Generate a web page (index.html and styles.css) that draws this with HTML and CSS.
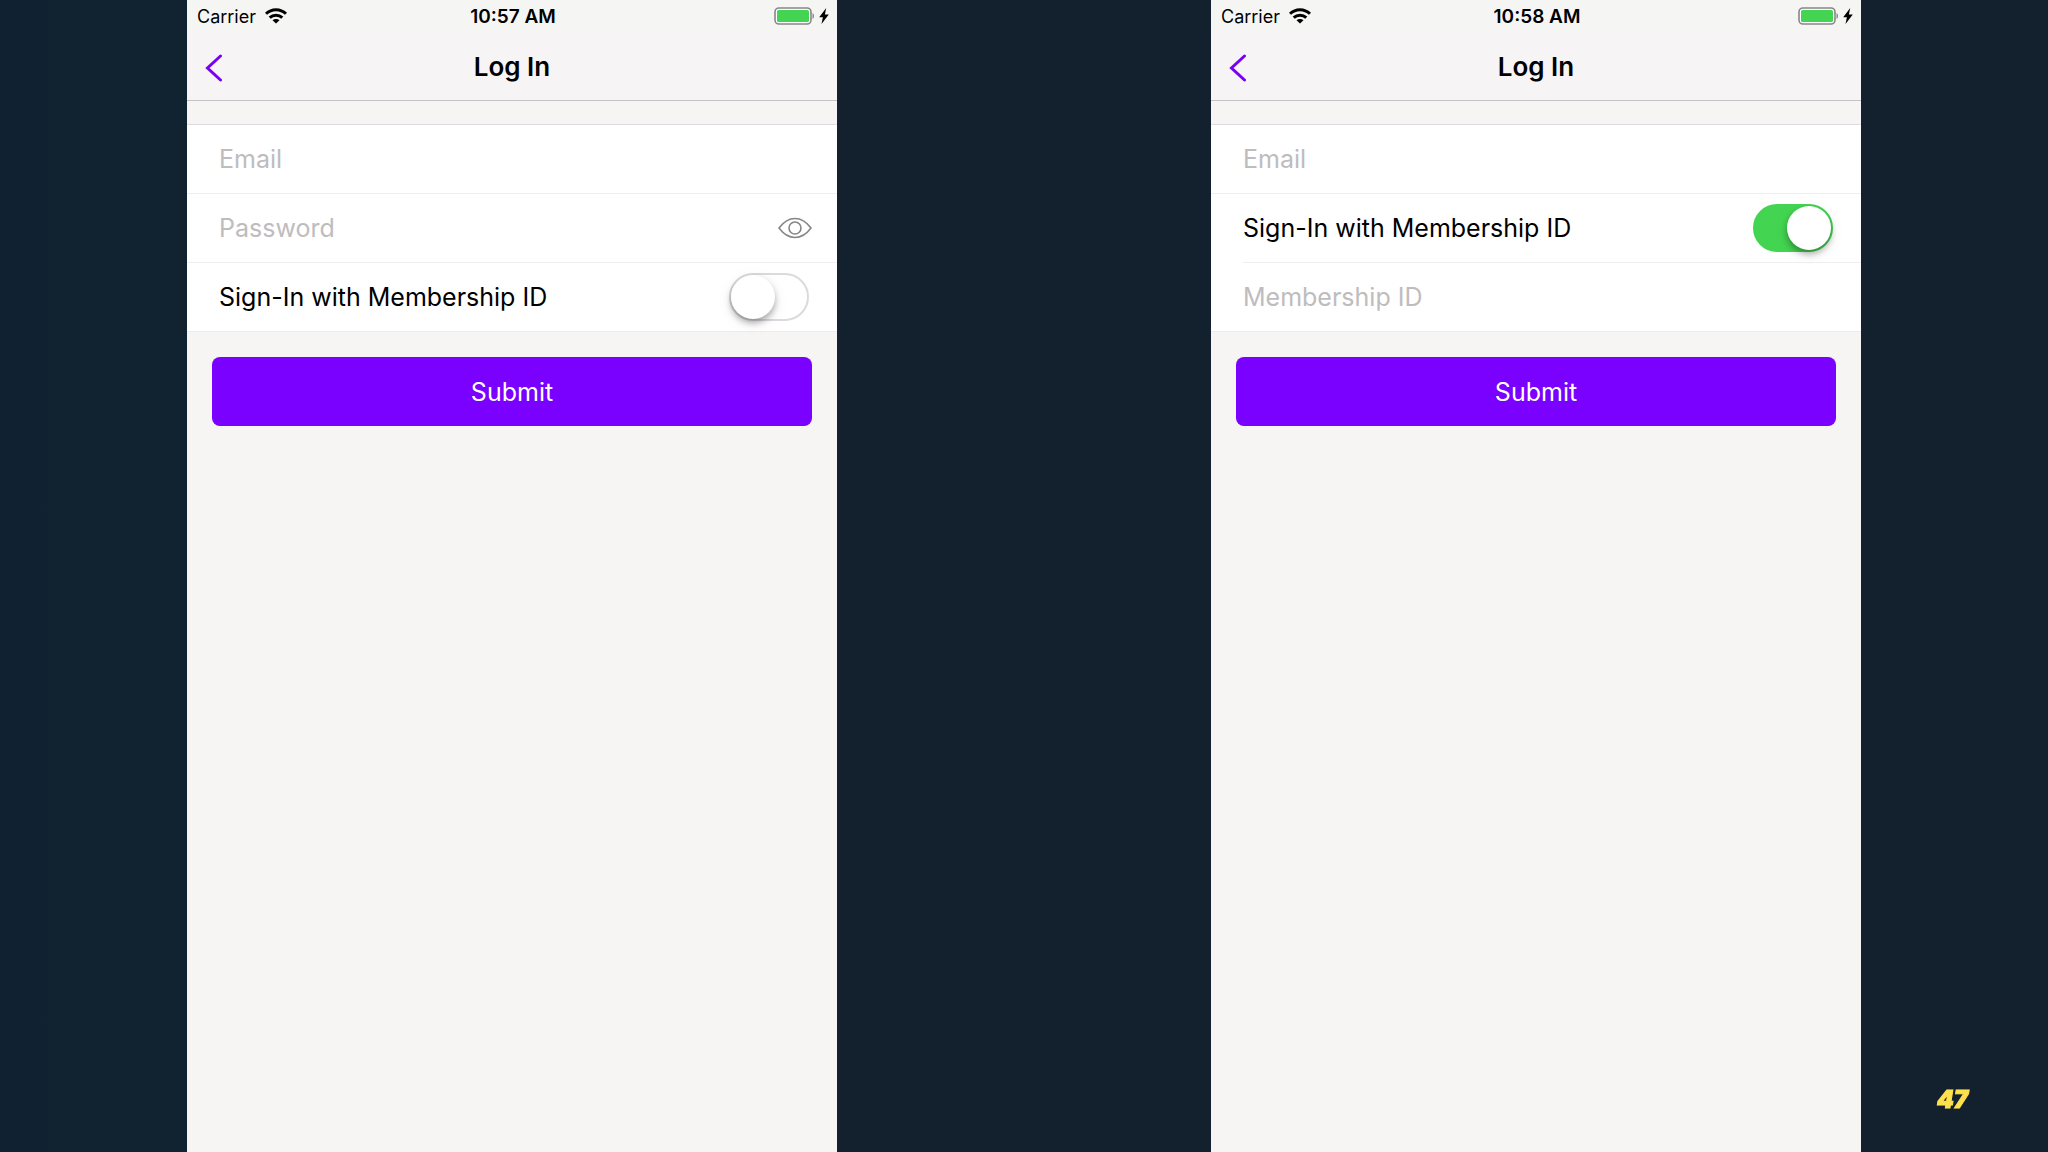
FILE: index.html
```html
<!DOCTYPE html>
<html lang="en">

<head>
    <meta charset="UTF-8" />
    <meta name="viewport" content="width=device-width, initial-scale=1" />
    <title>Log In</title>
    <link rel="stylesheet" href="styles.css">
</head>

<body>
    <!-- icons shared by both screens -->
    <svg class="sprite" aria-hidden="true">
        <symbol id="icon-wifi" viewBox="0 0 22 16">
            <g fill="none" stroke="#000" stroke-width="3">
                <path d="M1 5.800C6.600.3 15.400.3 21 5.800" />
                <path d="M4.700 9.700c3.600-3.400 9-3.400 12.600 0" />
            </g>
            <path d="M11 15.500 7.500 12.300c2-1.700 5-1.700 7 0z" />
        </symbol>
        <symbol id="icon-battery" viewBox="0 0 40 18">
            <rect x="1" y="1" width="36" height="16" rx="4" fill="#fff" stroke="#868686" stroke-width="1.600" />
            <rect x="3" y="3" width="32" height="12" rx="1.500" fill="#43d551" />
            <path d="M38.500 6c2 1 2 5 0 6z" fill="#868686" />
        </symbol>
        <symbol id="icon-bolt" viewBox="0 0 10 16">
            <path d="M7.200 0 .2 9.300h3.700L2.500 16 9.800 6.500H5.900z" />
        </symbol>
        <symbol id="icon-back" viewBox="0 0 18 28">
            <path d="M15.500 2 2.500 14l13 12" fill="none" stroke="#7a00f5" stroke-width="3" stroke-linecap="round" />
        </symbol>
        <symbol id="icon-eye" viewBox="0 0 34 22">
            <g fill="none" stroke="#868686" stroke-width="1.600">
                <path d="M1 11C5.500 5 11 1.500 17 1.500S28.500 5 33 11c-4.500 6-10 9.500-16 9.500S5.500 17 1 11z" />
                <circle cx="17" cy="11" r="6" />
            </g>
        </symbol>
    </svg>

    <main class="slide">
        <section class="phone">
            <div class="status-bar">
                <span class="carrier">Carrier <svg class="wifi"><use href="#icon-wifi" /></svg></span>
                <span class="time">10:57 AM</span>
                <span class="power">
                    <svg class="battery"><use href="#icon-battery" /></svg>
                    <svg class="bolt"><use href="#icon-bolt" /></svg>
                </span>
            </div>
            <header class="nav-bar">
                <button type="button" class="back" aria-label="Back"><svg><use href="#icon-back" /></svg></button>
                <h1>Log In</h1>
            </header>
            <form class="login">
                <div class="fields">
                    <div class="row">
                        <input type="email" name="email" placeholder="Email" aria-label="Email" />
                    </div>
                    <div class="row">
                        <input type="password" name="password" placeholder="Password" aria-label="Password" />
                        <button type="button" class="reveal" aria-label="Show password"><svg><use href="#icon-eye" /></svg></button>
                    </div>
                    <div class="row switch-row">
                        <label for="useMembership">Sign-In with Membership ID</label>
                        <input type="checkbox" id="useMembership" class="switch" />
                    </div>
                </div>
                <button type="submit" class="submit">Submit</button>
            </form>
        </section>

        <section class="phone">
            <div class="status-bar">
                <span class="carrier">Carrier <svg class="wifi"><use href="#icon-wifi" /></svg></span>
                <span class="time">10:58 AM</span>
                <span class="power">
                    <svg class="battery"><use href="#icon-battery" /></svg>
                    <svg class="bolt"><use href="#icon-bolt" /></svg>
                </span>
            </div>
            <header class="nav-bar">
                <button type="button" class="back" aria-label="Back"><svg><use href="#icon-back" /></svg></button>
                <h1>Log In</h1>
            </header>
            <form class="login">
                <div class="fields">
                    <div class="row">
                        <input type="email" name="email" placeholder="Email" aria-label="Email" />
                    </div>
                    <div class="row switch-row">
                        <label for="useMembership2">Sign-In with Membership ID</label>
                        <input type="checkbox" id="useMembership2" class="switch" checked />
                    </div>
                    <div class="row inset">
                        <input type="text" name="membershipId" placeholder="Membership ID" aria-label="Membership ID" />
                    </div>
                </div>
                <button type="submit" class="submit">Submit</button>
            </form>
        </section>
    </main>

    <span class="slide-number">47</span>
</body>

</html>
```

FILE: styles.css
```css
* {
    box-sizing: border-box;
}

body {
    margin: 0;
    font-family: Inter, "Liberation Sans", sans-serif;
    font-size: 25px;
    color: #000;
    background: #13202e;
}

.sprite {
    position: absolute;
    width: 0;
    height: 0;
}

button {
    padding: 0;
    border: none;
    background: none;
    font: inherit;
    cursor: pointer;
}

svg {
    display: block;
}

.slide {
    display: grid;
    grid-template-columns: 1fr 1fr;
    min-height: 100vh;
    background: linear-gradient(90deg, #102231, #13202e 40%);
}

.phone {
    width: 100%;
    max-width: 650px;
    margin: 0 auto;
    background: #f6f5f4;
}

/* Status bar */
.status-bar {
    display: grid;
    grid-template-columns: 1fr auto 1fr;
    align-items: center;
    height: 32px;
    padding: 0 8px 0 10px;
    font-size: 18px;
    background: #f5f6f4;
}

.carrier,
.power {
    display: flex;
    align-items: center;
    gap: 9px;
}

.power {
    justify-content: flex-end;
    gap: 5px;
}

.time {
    font-size: 19px;
    font-weight: 600;
}

.wifi {
    width: 22px;
    height: 16px;
}

.battery {
    width: 40px;
    height: 18px;
}

.bolt {
    width: 10px;
    height: 16px;
}

/* Navigation bar */
.nav-bar {
    display: grid;
    grid-template-columns: 1fr auto 1fr;
    align-items: center;
    height: 69px;
    padding: 0 18px;
    border-bottom: 1px solid #c4c2c4;
    background: #f6f4f5;
}

.nav-bar h1 {
    margin: 0;
    font-size: 26px;
    font-weight: 600;
}

.back {
    justify-self: start;
    padding-top: 3px;
}

.back svg {
    width: 18px;
    height: 28px;
}

/* Form */
.login {
    padding-top: 23px;
}

.fields {
    border-top: 1px solid #dedcdf;
    border-bottom: 1px solid #edebed;
    background: #fff;
}

.row {
    display: flex;
    align-items: center;
    height: 69px;
    padding: 0 25px 0 32px;
    border-top: 1px solid #efedef;
}

.row:first-child {
    height: 68px;
    border-top: none;
}

.row.inset {
    margin-left: 32px;
    padding-left: 0;
}

.row input:not(.switch) {
    flex: 1;
    min-width: 0;
    padding: 0;
    border: none;
    outline: none;
    font: inherit;
    background: none;
}

.row input::placeholder {
    color: #bebcbe;
    opacity: 1;
}

.switch-row {
    justify-content: space-between;
    padding-right: 28px;
}

.reveal svg {
    width: 34px;
    height: 22px;
}

.switch {
    appearance: none;
    display: flex;
    width: 80px;
    height: 48px;
    margin: 0;
    border: 2px solid #dcdadc;
    border-radius: 24px;
    background: #fff;
    cursor: pointer;
}

.switch::before {
    content: "";
    width: 44px;
    height: 44px;
    border-radius: 50%;
    background: #fff;
    box-shadow: 0 4px 6px rgba(0, 0, 0, 0.3), 0 4px 16px rgba(0, 0, 0, 0.08);
}

.switch:checked {
    justify-content: flex-end;
    border-color: #43d551;
    background: #43d551;
}

.submit {
    display: block;
    width: calc(100% - 50px);
    height: 69px;
    margin: 25px auto 0;
    border-radius: 8px;
    color: #fff;
    background: #7a00ff;
}

.slide-number {
    position: fixed;
    right: 80px;
    bottom: 36px;
    font-size: 24px;
    line-height: 32px;
    font-weight: 900;
    font-style: italic;
    color: #ffe14d;
    -webkit-text-stroke: 1px #ffe14d;
}
```
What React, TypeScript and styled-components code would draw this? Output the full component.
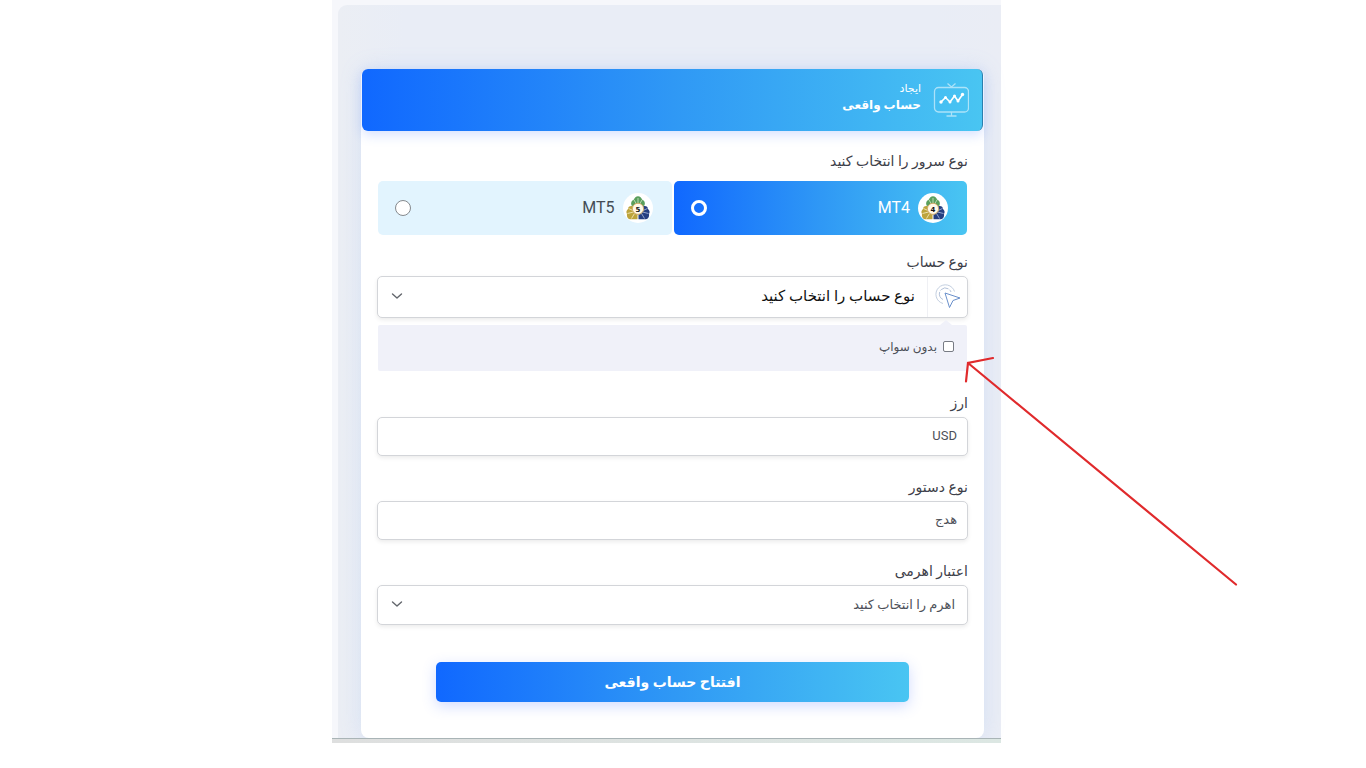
import React, { useState } from 'react';
import styled, { createGlobalStyle } from 'styled-components';

const GlobalStyle = createGlobalStyle`
  * { box-sizing: border-box; }
  body { margin: 0; background: #fff; overflow-x: hidden; }
  body, input, select, button { font-family: Roboto, "DejaVu Sans", sans-serif; }
`;

const blueGradient = 'linear-gradient(90deg, #1068ff, #2f98f5 50%, #49c5f2)';

const Page = styled.main`
  display: grid;
  grid-template-columns: 332fr 669fr 365fr;
`;

const Panel = styled.div`
  grid-column: 2;
  position: relative;
  direction: rtl;
  background: #f6f7fb;
`;

const Backdrop = styled.div`
  margin-left: 6px;
  padding: 64px 17px 0 23px;
  background: linear-gradient(90deg, #ebeef4, #e9edf6 10%, #e9edf6 90%, #eaedf5);
  border-top-left-radius: 9px;
`;

const TopSpace = styled.div`
  padding-top: 5px;
`;

const Card = styled.form`
  background: #fff;
  border-radius: 8px;
  box-shadow: 0 0 22px rgba(120, 165, 245, 0.18);
`;

const Header = styled.header`
  display: flex;
  align-items: center;
  gap: 12px;
  height: 62px;
  margin: 0 1px;
  padding-right: 13px;
  color: #fff;
  background: ${blueGradient};
  border-right: 1px solid #2b7fae;
  border-radius: 6px;
  box-shadow: 0 4px 12px rgba(70, 120, 255, 0.22);
`;

const HeaderText = styled.div`
  display: flex;
  flex-direction: column;
  padding-bottom: 6px;
`;

const Eyebrow = styled.span`
  font-size: 11px;
  line-height: 16px;
`;

const Title = styled.h1`
  margin: 0;
  font-size: 12px;
  line-height: 16px;
  font-weight: 700;
`;

const Body = styled.div`
  display: flex;
  flex-direction: column;
  padding: 16px 16px 36px;
`;

const Field = styled.div<{ $gap?: number }>`
  display: flex;
  flex-direction: column;
  margin-bottom: ${(p) => p.$gap ?? 17}px;
`;

const Label = styled.label`
  font-size: 14px;
  line-height: 28px;
  color: #3d4049;
`;

const Servers = styled.fieldset`
  margin: 0 0 13px;
  padding: 0;
  border: 0;
  min-width: 0;
`;

const Legend = styled.legend`
  padding: 0;
  margin-bottom: 6px;
  font-size: 14px;
  line-height: 28px;
  color: #3d4049;
`;

const ServerRow = styled.div`
  display: grid;
  grid-template-columns: 1fr 1fr;
  gap: 2px;
  margin: 0 1px;
`;

const Server = styled.label<{ $active: boolean }>`
  display: flex;
  align-items: center;
  gap: 8px;
  height: 54px;
  padding: 0 19px 0 17px;
  border-radius: 5px;
  font-size: 16px;
  color: ${(p) => (p.$active ? '#fff' : '#444c55')};
  background: ${(p) => (p.$active ? blueGradient : '#e2f4fe')};
`;

const ServerName = styled.span`
  padding-bottom: 2px;
`;

const Radio = styled.input`
  appearance: none;
  width: 16px;
  height: 16px;
  margin: 0 auto 0 0;
  border: 1px solid #85898d;
  border-radius: 50%;
  background: #fff;
  &:checked {
    border: 3px solid #fff;
    background: transparent;
  }
`;

const Control = styled.div<{ $height: number }>`
  display: flex;
  position: relative;
  height: ${(p) => p.$height}px;
  border: 1px solid #d3d5d9;
  border-radius: 5px;
  background: #fff;
  box-shadow: 0 2px 4px rgba(0, 0, 0, 0.08);
`;

const IconCell = styled.span`
  display: flex;
  align-items: center;
  justify-content: center;
  width: 40px;
  border-left: 1px solid #eff0f4;
`;

const Select = styled.select<{ $large?: boolean }>`
  appearance: none;
  flex: 1;
  min-width: 0;
  padding: 0 12px 2px 36px;
  border: 0;
  border-radius: 5px;
  background: transparent;
  font-size: ${(p) => (p.$large ? 15 : 13)}px;
  color: ${(p) => (p.$large ? '#111' : '#4d5058')};
`;

const TextInput = styled.input`
  flex: 1;
  min-width: 0;
  padding: 0 10px 2px;
  border: 0;
  border-radius: 5px;
  background: transparent;
  text-align: right;
  font-size: 13px;
  color: #4d5058;
`;

const Chevron = styled.svg`
  position: absolute;
  left: 13px;
  top: 50%;
  margin-top: -7px;
  pointer-events: none;
`;

const SwapBox = styled.label`
  position: relative;
  display: flex;
  align-items: center;
  gap: 6px;
  height: 46px;
  margin: 0 1px 18px;
  padding: 0 13px 3px;
  font-size: 12px;
  color: #4d5058;
  background: #f0f1f9;
  border-radius: 2px;
  &::before {
    content: '';
    position: absolute;
    right: 15px;
    bottom: 100%;
    border: 6px solid transparent;
    border-top: 0;
    border-bottom: 5px solid #f0f1f9;
  }
`;

const Checkbox = styled.input`
  appearance: none;
  width: 11px;
  height: 11px;
  margin: 0;
  border: 1px solid #777b84;
  border-radius: 2px;
  background: #fff;
  &:checked { background: #1068ff; }
`;

const Submit = styled.button`
  align-self: center;
  width: 80%;
  height: 40px;
  margin-top: 20px;
  border: 0;
  border-radius: 5px;
  color: #fff;
  background: ${blueGradient};
  box-shadow: 0 4px 14px rgba(70, 110, 255, 0.25);
  font-size: 14px;
  font-weight: 700;
`;

const BottomStrip = styled.div`
  height: 5px;
  border-top: 1px solid #a9b4b6;
  background: linear-gradient(90deg, #dedfdf, #dce7e3);
`;

const Arrow = styled.svg`
  position: absolute;
  left: calc(100% - 41px);
  top: 350px;
  pointer-events: none;
`;

function MonitorIcon() {
  return (
    <svg width="36" height="36" viewBox="0 0 36 36" fill="none" stroke="#fff" aria-hidden="true">
      <g opacity=".55">
        <rect x="1.500" y="5.500" width="34" height="24.500" rx="4" strokeWidth="1.300" />
        <path d="M14.500 1.500l4 3.500 4-3.500M18.500 30v4M13.500 34h10" strokeWidth="1.300" />
      </g>
      <path d="M8 20l4.500-4.500 4.500 4.500 4.500-6 3.500 5 4.500-6.500" strokeWidth="1.600" strokeLinejoin="round" />
      <g fill="#fff" stroke="none">
        <circle cx="8" cy="20" r="1.700" /><circle cx="12.500" cy="15.500" r="1.500" />
        <circle cx="17" cy="20" r="1.500" /><circle cx="21.500" cy="14" r="1.500" />
        <circle cx="25" cy="19" r="1.500" /><circle cx="29.500" cy="12.500" r="1.700" />
      </g>
    </svg>
  );
}

function ServerLogo({ digit }: { digit: string }) {
  return (
    <svg width="30" height="30" viewBox="0 0 30 30" aria-hidden="true">
      <circle cx="15" cy="15" r="15" fill="#fff" />
      <path d="M8.500 12.500C7.500 9.500 8.500 7.500 11 6.500 11.500 4.500 13 3.500 15 3.200 17 3.500 18.500 4.500 19 6.500 21.500 7.500 22.500 9.500 21.500 12.500L15 15z" fill="#5a9f5c" />
      <path d="M11 7l2.500 4M19 7l-2.500 4M15 5v5" stroke="#c3dfbb" strokeWidth=".9" />
      <path d="M9.500 13C7 12.500 5 13.500 5 16 3.200 17.500 3 19.500 4 21 3.500 24 5 26.300 8 26.300H14.500V16z" fill="#bda43c" />
      <path d="M4.500 20.500l6-1.500M8.500 25.500l3-5M5.500 15.500l4.500 2" stroke="#f2e6b5" strokeWidth=".9" />
      <path d="M20.500 13C23 12.500 25 13.500 25 16 26.800 17.500 27 19.500 26 21 26.500 24 25 26.300 22 26.300H15.500V16z" fill="#253f80" />
      <path d="M25.500 20.500l-6-1.500M21.500 25.500l-3-5M24.500 15.500l-4.500 2" stroke="#9fb0d6" strokeWidth=".9" />
      <circle cx="15" cy="15.800" r="5.600" fill="#fff8e8" stroke="#cfab69" />
      <text x="15" y="18.500" textAnchor="middle" fontFamily="DejaVu Sans, sans-serif" fontWeight="700" fontSize="7" fill="#111">{digit}</text>
    </svg>
  );
}

function PointerIcon() {
  return (
    <svg width="26" height="26" viewBox="0 0 26 26" fill="none" aria-hidden="true">
      <path d="M8 19.500A9.500 9.500 0 1 1 19.500 7.500" stroke="#c3cfe0" />
      <path d="M8 15.500A6 6 0 1 1 16 8" stroke="#b3c2d9" strokeDasharray="9 1.500" />
      <path d="M10 9l15 5-7 2.500-3.500 7z" stroke="#6a90cb" strokeLinejoin="round" />
    </svg>
  );
}

function ChevronIcon() {
  return (
    <Chevron width="12" height="12" viewBox="0 0 12 12" fill="none" stroke="#62666c" strokeWidth="1.4" aria-hidden="true">
      <path d="M1.500 4L6 8l4.500-4" strokeLinecap="round" strokeLinejoin="round" />
    </Chevron>
  );
}

export default function App() {
  const [server, setServer] = useState('MT4');

  return (
    <>
      <GlobalStyle />
      <Page lang="fa">
        <Panel>
          <TopSpace>
            <Backdrop>
              <Card onSubmit={(e) => e.preventDefault()}>
                <Header>
                  <MonitorIcon />
                  <HeaderText>
                    <Eyebrow>ایجاد</Eyebrow>
                    <Title>حساب واقعی</Title>
                  </HeaderText>
                </Header>
                <Body>
                  <Servers>
                    <Legend>نوع سرور را انتخاب کنید</Legend>
                    <ServerRow>
                      {['MT4', 'MT5'].map((name) => (
                        <Server key={name} $active={server === name}>
                          <ServerLogo digit={name[2]} />
                          <ServerName>{name}</ServerName>
                          <Radio type="radio" name="server" checked={server === name} onChange={() => setServer(name)} />
                        </Server>
                      ))}
                    </ServerRow>
                  </Servers>
                  <Field $gap={7}>
                    <Label htmlFor="account">نوع حساب</Label>
                    <Control $height={42}>
                      <IconCell><PointerIcon /></IconCell>
                      <Select id="account" $large>
                        <option>نوع حساب را انتخاب کنید</option>
                      </Select>
                      <ChevronIcon />
                    </Control>
                  </Field>
                  <SwapBox>
                    <Checkbox type="checkbox" />
                    بدون سواپ
                  </SwapBox>
                  <Field>
                    <Label htmlFor="currency">ارز</Label>
                    <Control $height={39}>
                      <TextInput id="currency" readOnly value="USD" />
                    </Control>
                  </Field>
                  <Field>
                    <Label htmlFor="order">نوع دستور</Label>
                    <Control $height={39}>
                      <TextInput id="order" readOnly value="هدج" />
                    </Control>
                  </Field>
                  <Field>
                    <Label htmlFor="leverage">اعتبار اهرمی</Label>
                    <Control $height={40}>
                      <Select id="leverage">
                        <option>اهرم را انتخاب کنید</option>
                      </Select>
                      <ChevronIcon />
                    </Control>
                  </Field>
                  <Submit type="submit">افتتاح حساب واقعی</Submit>
                </Body>
              </Card>
            </Backdrop>
          </TopSpace>
          <BottomStrip />
          <Arrow width="280" height="240" viewBox="0 0 280 240" fill="none" stroke="#e02a2c" strokeWidth="2.200" strokeLinecap="round" aria-hidden="true">
            <path d="M276 234.500L8 13M33 8L8 13L6 31.500" />
          </Arrow>
        </Panel>
      </Page>
    </>
  );
}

══════════

> [What this task involves]: From the entries above, copy every line containing the word "components".

> [The response]:
What React, TypeScript and styled-components code would draw this? Output the full component.
import styled, { createGlobalStyle } from 'styled-components';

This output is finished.